WVSQ
- Renovo, Pennsylvania; United States;
- Broadcast area: Lock Haven, Pennsylvania
- Frequency: 106.9 MHz
- Branding: 92.1 & 106.9 WSQV

Programming
- Format: Classic rock (WSQV simulcast)

Ownership
- Owner: Jeffry and Mark Schlesinger; (Schlesinger Communications, Inc.);
- Sister stations: WQWK WBPZ WBLF

History
- First air date: 1996 (as WXKW)
- Former call signs: WMHU (1989–1995, CP) WXKW (1995–1997) WZYY (1997–2009) WQKK (2009–2020)

Technical information
- Licensing authority: FCC
- Facility ID: 49266
- Class: A
- ERP: 800 watts
- HAAT: 267 meters (876 ft)
- Repeater: 106.9 WVSQ-FM1 (Renovo)

Links
- Public license information: Public file; LMS;
- Website: wsqvradio.com

= WVSQ =

WVSQ is an FM radio station operating on 106.9 MHz licensed to Renovo, Pennsylvania; the station serves the Renovo and Lock Haven areas. Currently airing a classic rock format branded as "The Valley's Best Rock", it was announced by Magnum Broadcasting, on May 22, 2020 that the station would be sold to Schlesinger Communications, Inc., owners of Lock Haven rocker WSQV and that it would begin simulcasting the WSQV signal at 106.9 FM to better serve Clinton County. Notable on-air Q106.9 personalities included Glenie B (Mornings), long-time State College fixture Steve Hilton (Mid-Days 10am-3pm), Garrett (Afternoons 3pm-7pm) and local mobile DJ Ricky Lapean (aka Rick Rock) who now hosts the morning show on sister station WQWK.

==History==

Previous "Y106.9" logo

WQKK was previously a hot adult contemporary station known as Y106.9 from 1996 until 2004 under the call sign WZYY; the station changed ownership and on January 1, 2005, became "106.9 The Surge", adopting a rock format. In May 2008, the rock format was dropped in favor of a simulcast of country sister station 105.9 WJOW (105.9 Joe FM). In March 2009, the format was adjusted to a mix of country and classic rock with the moniker "Rockin' Country 105.9/106.9 Joe FM. The format was changed back to rock under the brand "Qwik Rock" in September 2009. The call sign was changed from WZYY to WQKK (to match sister station WQCK) in October 2009.

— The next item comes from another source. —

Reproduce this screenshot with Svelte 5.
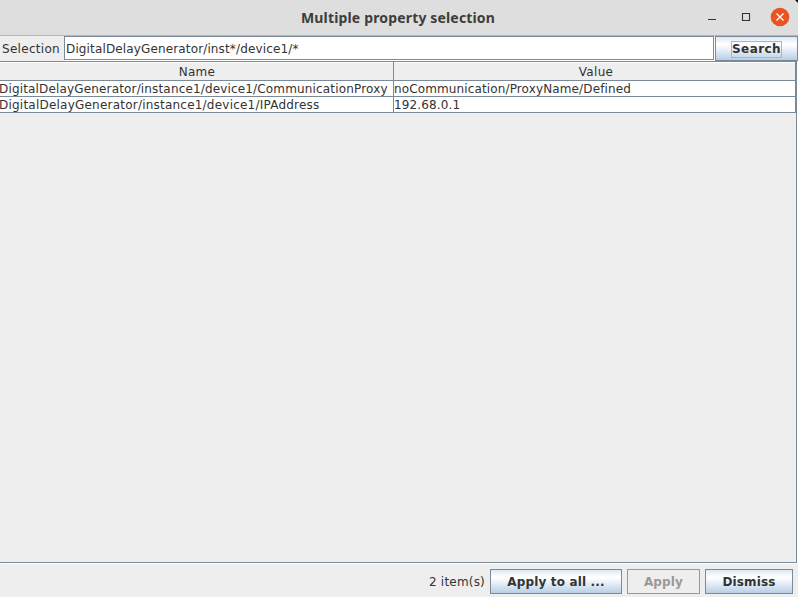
<script>
  let selection = $state('DigitalDelayGenerator/inst*/device1/*');
  const rows = [
    { name: 'DigitalDelayGenerator/instance1/device1/CommunicationProxy', value: 'noCommunication/ProxyName/Defined' },
    { name: 'DigitalDelayGenerator/instance1/device1/IPAddress', value: '192.68.0.1' }
  ];
</script>

<div class="window">
  <header class="titlebar">
    <h1>Multiple property selection</h1>
    <div class="controls">
      <svg width="10" height="20" viewBox="0 0 10 20" aria-label="Minimize"><path d="M1 12.5h8" stroke="#333" fill="none" /></svg>
      <svg width="10" height="20" viewBox="0 0 10 20" aria-label="Maximize"><path d="M1.5 6.5h7v7h-7z" stroke="#333" stroke-width="1.1" fill="none" /></svg>
      <svg class="close" width="20" height="20" viewBox="0 0 20 20" aria-label="Close"><circle cx="10" cy="10" r="9.3" fill="#e95420" /><path d="M6.5 6.5l7 7m0-7l-7 7" stroke="#fff" stroke-width="1.3" fill="none" /></svg>
    </div>
    <svg class="corner" width="3" height="3" viewBox="0 0 3 3"><path d="M0 0h3v3z" fill="#111" /></svg>
  </header>

  <div class="search">
    <label for="selection">Selection</label>
    <input id="selection" type="text" spellcheck="false" bind:value={selection} />
    <button class="find"><span>Search</span></button>
  </div>

  <main class="pane">
    <div class="table">
      <div class="row head"><div>Name</div><div>Value</div></div>
      {#each rows as row}
        <div class="row"><div class="name">{row.name}</div><div class="value">{row.value}</div></div>
      {/each}
    </div>
  </main>

  <footer>
    <span class="count">2 item(s)</span>
    <button class="all">Apply to all ...</button>
    <button class="apply" disabled>Apply</button>
    <button class="dismiss">Dismiss</button>
  </footer>
</div>

<style>
  .window {
    width: 798px;
    height: 597px;
    box-sizing: border-box;
    display: flex;
    flex-direction: column;
    overflow: hidden;
    background: #eee;
    color: #333;
    font: 12px/15px "DejaVu Sans", sans-serif;
    letter-spacing: 0.16px;
  }
  .titlebar {
    position: relative;
    height: 36px;
    box-sizing: border-box;
    flex: none;
    display: grid;
    grid-template-columns: 1fr auto 1fr;
    align-items: center;
    background: #dedede;
    border-bottom: 1px solid #b5b5b5;
  }
  h1 {
    grid-column: 2;
    margin: 0 2px 0 0;
    font: bold 14px/20px "Noto Sans", sans-serif;
    letter-spacing: 0.16px;
    color: #3d3d3d;
  }
  .controls {
    display: flex;
    justify-content: flex-end;
    align-items: center;
    gap: 24px;
    padding: 0 8px 2px 0;
  }
  .controls .close { margin-left: -5px; }
  .corner { position: absolute; right: 0; top: 0; }
  .search {
    display: flex;
    height: 25px;
    flex: none;
  }
  label {
    width: 62px;
    padding: 6px 0 0 2px;
    box-sizing: border-box;
    margin-right: 2px;
    letter-spacing: 0.3px;
  }
  input {
    flex: 1;
    min-width: 0;
    height: 24px;
    box-sizing: border-box;
    margin: 0 1px 0 0;
    padding: 2px 1px 0;
    border: 1px solid #7a8a99;
    border-radius: 0;
    box-shadow: 1px 1px #fff;
    background: #fff;
    color: #333;
    font: inherit;
    letter-spacing: 0.14px;
    outline: 0;
  }
  button {
    box-sizing: border-box;
    height: 25px;
    padding: 1px 0 0;
    border: 1px solid #7a8a99;
    border-radius: 0;
    background: linear-gradient(#dde8f3, #fff 30%, #fff 34%, #dde8f3 66%, #b8cfe5);
    color: #333;
    font: bold 12px/15px "DejaVu Sans", sans-serif;
    letter-spacing: 0.15px;
  }
  .find {
    width: 83px;
    letter-spacing: 0.4px;
  }
  .find span {
    display: inline-block;
    outline: 1px solid #a3b8cc;
  }
  .pane {
    flex: 1;
    box-sizing: border-box;
    width: 797px;
    border: solid #7a8a99;
    border-width: 1px 1px 1px 0;
    box-shadow: 1px 1px #fff;
  }
  .table { width: 796px; }
  .row {
    display: grid;
    grid-template-columns: 394px 402px;
    height: 16px;
  }
  .row > div {
    box-sizing: border-box;
    padding-top: 1px;
    line-height: 14px;
    border: solid #7a8a99;
    border-width: 0 1px 1px 0;
    background: #fff;
    white-space: nowrap;
    overflow: hidden;
  }
  .row:last-child .name { letter-spacing: 0.22px; }
  .row .value { letter-spacing: 0.13px; }
  .row.head { height: 19px; }
  .row.head > div {
    padding-top: 3px;
    text-align: center;
    background: #eee;
    box-shadow: inset 0 1px #fff;
    letter-spacing: 0.3px;
  }
  .row.head > div:first-child { padding-left: 1px; }
  .row.head > div:last-child { padding-left: 3px; }
  .name { text-indent: -1px; }
  footer {
    display: flex;
    flex: none;
    height: 34px;
    box-sizing: border-box;
    padding: 6px 5px 0 0;
    justify-content: flex-end;
    gap: 5px;
  }
  .count {
    padding-top: 6px;
    letter-spacing: 0.2px;
  }
  .all { width: 132px; }
  .apply {
    width: 73px;
    background: #eee;
    border-color: #999;
    color: #999;
  }
  .dismiss { width: 88px; }
</style>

On October 28, 2011, WQKK split from its simulcast with WQCK, changed its format to soft adult contemporary and returned to using the brand "Y106.9". Within weeks, the station evolved to hot adult contemporary. By 2014, Y106.9 made changes to its music programming, once again and upping it to more of a top 40 pop station. They played the hottest hits on the chart with a twist of dance music and up-beat pop hits from the 1980s and 1990s and early 2000 faves with rave reviews from listeners.

On December 1, 2016, WQKK changed their format from hot adult contemporary to 1980s' hits, branded as "Q106.9".

On August 31, 2020, the station changed its call sign to WVSQ. On September 7, 2020, WVSQ changed their format from 1980s' hits to a simulcast of classic rock-formatted WSQV 92.1 FM Lock Haven.

==FM booster and streaming options==
In addition to its main signal, WVSQ is authorized to operate a 20-watt on-channel booster station, call sign WVSQ-FM1, also licensed to Renovo, Pennsylvania.